__WRITTEN EXERCISE__.
Everything from the line containing "Rebuild this screenshot" through the line containing "for (let i = 1; i <= 30; i++) days.push(i);" should be repeated exactly, and nothing else from the data.

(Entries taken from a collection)
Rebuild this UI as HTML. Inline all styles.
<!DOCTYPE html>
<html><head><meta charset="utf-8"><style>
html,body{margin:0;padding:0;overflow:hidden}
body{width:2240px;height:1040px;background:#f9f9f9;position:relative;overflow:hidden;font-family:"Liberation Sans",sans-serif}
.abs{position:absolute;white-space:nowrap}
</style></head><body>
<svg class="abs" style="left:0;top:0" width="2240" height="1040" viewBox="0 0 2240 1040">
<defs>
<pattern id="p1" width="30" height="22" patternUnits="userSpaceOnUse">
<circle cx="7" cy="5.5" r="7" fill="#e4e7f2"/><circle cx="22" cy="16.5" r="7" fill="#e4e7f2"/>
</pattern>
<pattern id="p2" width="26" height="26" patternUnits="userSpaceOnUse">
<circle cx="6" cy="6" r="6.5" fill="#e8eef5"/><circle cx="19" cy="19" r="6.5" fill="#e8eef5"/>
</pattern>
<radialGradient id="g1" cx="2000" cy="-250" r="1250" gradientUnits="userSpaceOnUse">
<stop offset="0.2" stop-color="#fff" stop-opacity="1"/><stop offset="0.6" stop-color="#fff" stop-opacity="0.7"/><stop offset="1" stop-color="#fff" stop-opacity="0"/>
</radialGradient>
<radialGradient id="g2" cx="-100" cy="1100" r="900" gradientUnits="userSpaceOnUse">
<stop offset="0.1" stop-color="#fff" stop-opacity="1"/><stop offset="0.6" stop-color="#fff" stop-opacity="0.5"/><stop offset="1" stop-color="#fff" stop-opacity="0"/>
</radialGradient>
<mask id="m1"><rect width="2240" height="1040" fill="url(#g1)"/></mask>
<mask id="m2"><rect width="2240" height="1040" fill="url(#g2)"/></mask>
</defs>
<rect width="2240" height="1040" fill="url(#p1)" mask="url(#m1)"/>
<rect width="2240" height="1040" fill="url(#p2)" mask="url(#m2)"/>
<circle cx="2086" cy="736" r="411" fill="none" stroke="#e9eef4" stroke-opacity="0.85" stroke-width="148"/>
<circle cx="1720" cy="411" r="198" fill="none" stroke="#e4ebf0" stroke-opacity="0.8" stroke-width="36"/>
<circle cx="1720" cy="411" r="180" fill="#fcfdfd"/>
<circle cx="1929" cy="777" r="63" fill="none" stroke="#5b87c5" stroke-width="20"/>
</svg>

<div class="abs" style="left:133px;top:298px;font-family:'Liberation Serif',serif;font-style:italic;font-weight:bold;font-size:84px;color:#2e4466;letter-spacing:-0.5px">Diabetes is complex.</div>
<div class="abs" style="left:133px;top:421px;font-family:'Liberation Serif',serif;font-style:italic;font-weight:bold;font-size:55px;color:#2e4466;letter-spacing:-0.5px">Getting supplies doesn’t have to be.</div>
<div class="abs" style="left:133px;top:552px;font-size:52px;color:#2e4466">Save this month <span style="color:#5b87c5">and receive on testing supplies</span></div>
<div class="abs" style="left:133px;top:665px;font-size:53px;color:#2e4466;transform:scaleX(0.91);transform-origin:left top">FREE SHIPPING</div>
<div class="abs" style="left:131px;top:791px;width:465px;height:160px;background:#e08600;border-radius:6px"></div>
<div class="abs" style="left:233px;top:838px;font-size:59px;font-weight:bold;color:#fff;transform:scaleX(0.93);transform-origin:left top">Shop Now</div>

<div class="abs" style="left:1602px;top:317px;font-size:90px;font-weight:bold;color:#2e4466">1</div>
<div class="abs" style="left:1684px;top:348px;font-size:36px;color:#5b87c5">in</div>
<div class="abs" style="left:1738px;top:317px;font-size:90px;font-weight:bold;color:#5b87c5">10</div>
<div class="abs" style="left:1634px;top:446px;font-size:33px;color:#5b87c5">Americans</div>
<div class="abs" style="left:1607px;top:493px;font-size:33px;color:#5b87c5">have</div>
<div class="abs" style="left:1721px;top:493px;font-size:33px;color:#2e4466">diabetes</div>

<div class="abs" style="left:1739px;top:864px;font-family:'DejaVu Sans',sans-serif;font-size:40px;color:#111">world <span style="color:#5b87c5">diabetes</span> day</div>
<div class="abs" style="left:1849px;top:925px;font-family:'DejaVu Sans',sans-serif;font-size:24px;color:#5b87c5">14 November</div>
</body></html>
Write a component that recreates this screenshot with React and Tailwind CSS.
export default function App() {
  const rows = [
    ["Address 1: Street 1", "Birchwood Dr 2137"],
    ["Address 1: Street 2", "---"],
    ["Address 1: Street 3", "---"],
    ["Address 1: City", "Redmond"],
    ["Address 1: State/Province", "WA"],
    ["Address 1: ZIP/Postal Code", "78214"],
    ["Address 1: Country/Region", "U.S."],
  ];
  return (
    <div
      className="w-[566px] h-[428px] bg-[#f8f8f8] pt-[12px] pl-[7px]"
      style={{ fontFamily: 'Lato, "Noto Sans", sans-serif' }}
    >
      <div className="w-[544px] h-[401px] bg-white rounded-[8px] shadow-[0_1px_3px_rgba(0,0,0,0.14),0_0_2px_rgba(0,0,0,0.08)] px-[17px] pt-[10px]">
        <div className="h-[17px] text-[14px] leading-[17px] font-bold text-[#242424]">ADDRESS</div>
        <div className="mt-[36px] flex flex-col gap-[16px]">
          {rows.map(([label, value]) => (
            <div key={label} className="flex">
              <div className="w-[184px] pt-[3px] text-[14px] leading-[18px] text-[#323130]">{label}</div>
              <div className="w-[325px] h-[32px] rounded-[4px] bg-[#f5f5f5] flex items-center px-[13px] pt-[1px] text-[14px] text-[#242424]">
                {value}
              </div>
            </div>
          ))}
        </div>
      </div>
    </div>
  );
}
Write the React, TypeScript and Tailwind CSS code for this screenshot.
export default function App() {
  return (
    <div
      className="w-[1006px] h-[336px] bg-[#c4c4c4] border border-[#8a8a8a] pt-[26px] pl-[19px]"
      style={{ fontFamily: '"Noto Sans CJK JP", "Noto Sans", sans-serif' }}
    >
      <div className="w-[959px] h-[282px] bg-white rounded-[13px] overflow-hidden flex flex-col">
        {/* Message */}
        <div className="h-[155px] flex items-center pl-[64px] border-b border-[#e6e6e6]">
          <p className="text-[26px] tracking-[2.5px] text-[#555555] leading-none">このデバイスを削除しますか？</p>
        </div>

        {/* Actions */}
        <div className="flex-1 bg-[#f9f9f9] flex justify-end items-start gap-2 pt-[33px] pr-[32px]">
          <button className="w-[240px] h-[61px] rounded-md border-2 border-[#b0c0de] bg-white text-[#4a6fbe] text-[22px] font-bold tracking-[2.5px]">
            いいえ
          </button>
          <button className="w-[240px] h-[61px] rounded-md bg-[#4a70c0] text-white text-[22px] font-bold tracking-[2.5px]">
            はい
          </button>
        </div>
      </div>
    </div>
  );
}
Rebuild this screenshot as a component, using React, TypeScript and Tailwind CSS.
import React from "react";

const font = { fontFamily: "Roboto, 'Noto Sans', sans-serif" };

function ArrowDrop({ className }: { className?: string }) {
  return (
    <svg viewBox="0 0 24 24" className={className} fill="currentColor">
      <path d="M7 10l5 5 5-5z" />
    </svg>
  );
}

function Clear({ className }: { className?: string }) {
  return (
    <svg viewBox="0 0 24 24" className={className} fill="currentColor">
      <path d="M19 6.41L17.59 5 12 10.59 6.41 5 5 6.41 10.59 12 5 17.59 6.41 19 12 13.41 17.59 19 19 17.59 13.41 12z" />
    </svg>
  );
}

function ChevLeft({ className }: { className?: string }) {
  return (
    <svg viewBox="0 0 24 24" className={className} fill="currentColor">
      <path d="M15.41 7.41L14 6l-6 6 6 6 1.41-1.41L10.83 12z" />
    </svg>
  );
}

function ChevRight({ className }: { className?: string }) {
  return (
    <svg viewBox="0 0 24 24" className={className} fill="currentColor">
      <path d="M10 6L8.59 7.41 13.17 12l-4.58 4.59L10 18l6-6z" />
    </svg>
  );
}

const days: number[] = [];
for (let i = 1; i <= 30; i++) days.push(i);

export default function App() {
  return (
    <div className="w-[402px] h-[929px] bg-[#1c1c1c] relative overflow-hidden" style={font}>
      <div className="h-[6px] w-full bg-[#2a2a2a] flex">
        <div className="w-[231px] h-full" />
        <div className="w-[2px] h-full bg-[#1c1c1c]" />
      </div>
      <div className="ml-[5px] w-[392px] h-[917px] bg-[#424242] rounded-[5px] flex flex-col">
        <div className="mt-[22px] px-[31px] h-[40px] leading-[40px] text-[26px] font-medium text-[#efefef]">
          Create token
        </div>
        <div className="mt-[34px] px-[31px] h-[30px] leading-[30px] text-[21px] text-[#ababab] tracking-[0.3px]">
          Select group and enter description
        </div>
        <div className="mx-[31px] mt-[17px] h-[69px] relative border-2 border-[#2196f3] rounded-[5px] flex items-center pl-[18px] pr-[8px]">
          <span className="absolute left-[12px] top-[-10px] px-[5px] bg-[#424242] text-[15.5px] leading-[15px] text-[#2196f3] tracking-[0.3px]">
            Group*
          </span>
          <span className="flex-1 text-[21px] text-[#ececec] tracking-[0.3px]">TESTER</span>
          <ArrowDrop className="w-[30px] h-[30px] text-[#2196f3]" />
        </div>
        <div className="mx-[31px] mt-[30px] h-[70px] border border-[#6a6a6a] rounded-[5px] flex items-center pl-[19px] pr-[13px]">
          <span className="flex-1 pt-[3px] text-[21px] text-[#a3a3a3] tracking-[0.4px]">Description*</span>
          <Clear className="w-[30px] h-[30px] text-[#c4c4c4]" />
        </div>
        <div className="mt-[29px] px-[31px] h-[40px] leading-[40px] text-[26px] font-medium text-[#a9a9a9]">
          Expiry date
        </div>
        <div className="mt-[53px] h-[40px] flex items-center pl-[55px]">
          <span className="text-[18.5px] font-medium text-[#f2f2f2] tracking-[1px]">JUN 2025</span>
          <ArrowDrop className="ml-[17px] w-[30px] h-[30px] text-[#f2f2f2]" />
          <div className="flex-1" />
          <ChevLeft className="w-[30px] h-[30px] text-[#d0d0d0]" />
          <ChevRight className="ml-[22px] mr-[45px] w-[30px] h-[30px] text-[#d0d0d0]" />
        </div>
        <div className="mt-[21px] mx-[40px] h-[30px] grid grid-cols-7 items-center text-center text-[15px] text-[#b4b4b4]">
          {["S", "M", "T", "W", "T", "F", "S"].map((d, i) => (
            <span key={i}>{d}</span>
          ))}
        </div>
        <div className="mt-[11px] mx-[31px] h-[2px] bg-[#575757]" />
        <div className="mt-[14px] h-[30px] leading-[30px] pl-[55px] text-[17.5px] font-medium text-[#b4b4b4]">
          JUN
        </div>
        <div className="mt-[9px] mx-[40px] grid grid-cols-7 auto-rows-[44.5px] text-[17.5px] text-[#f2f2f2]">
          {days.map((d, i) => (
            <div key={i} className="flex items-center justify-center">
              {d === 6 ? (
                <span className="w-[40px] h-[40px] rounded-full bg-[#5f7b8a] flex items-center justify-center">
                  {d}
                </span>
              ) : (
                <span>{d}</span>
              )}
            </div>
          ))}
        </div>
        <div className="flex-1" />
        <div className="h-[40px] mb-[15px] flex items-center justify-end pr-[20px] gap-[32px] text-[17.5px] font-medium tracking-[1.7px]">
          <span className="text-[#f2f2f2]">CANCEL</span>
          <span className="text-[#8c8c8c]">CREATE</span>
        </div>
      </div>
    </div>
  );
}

__SOLUTION FOR THIS TASK__.
Rebuild this screenshot as a component, using React, TypeScript and Tailwind CSS.
import React from "react";

const font = { fontFamily: "Roboto, 'Noto Sans', sans-serif" };

function ArrowDrop({ className }: { className?: string }) {
  return (
    <svg viewBox="0 0 24 24" className={className} fill="currentColor">
      <path d="M7 10l5 5 5-5z" />
    </svg>
  );
}

function Clear({ className }: { className?: string }) {
  return (
    <svg viewBox="0 0 24 24" className={className} fill="currentColor">
      <path d="M19 6.41L17.59 5 12 10.59 6.41 5 5 6.41 10.59 12 5 17.59 6.41 19 12 13.41 17.59 19 19 17.59 13.41 12z" />
    </svg>
  );
}

function ChevLeft({ className }: { className?: string }) {
  return (
    <svg viewBox="0 0 24 24" className={className} fill="currentColor">
      <path d="M15.41 7.41L14 6l-6 6 6 6 1.41-1.41L10.83 12z" />
    </svg>
  );
}

function ChevRight({ className }: { className?: string }) {
  return (
    <svg viewBox="0 0 24 24" className={className} fill="currentColor">
      <path d="M10 6L8.59 7.41 13.17 12l-4.58 4.59L10 18l6-6z" />
    </svg>
  );
}

const days: number[] = [];
for (let i = 1; i <= 30; i++) days.push(i);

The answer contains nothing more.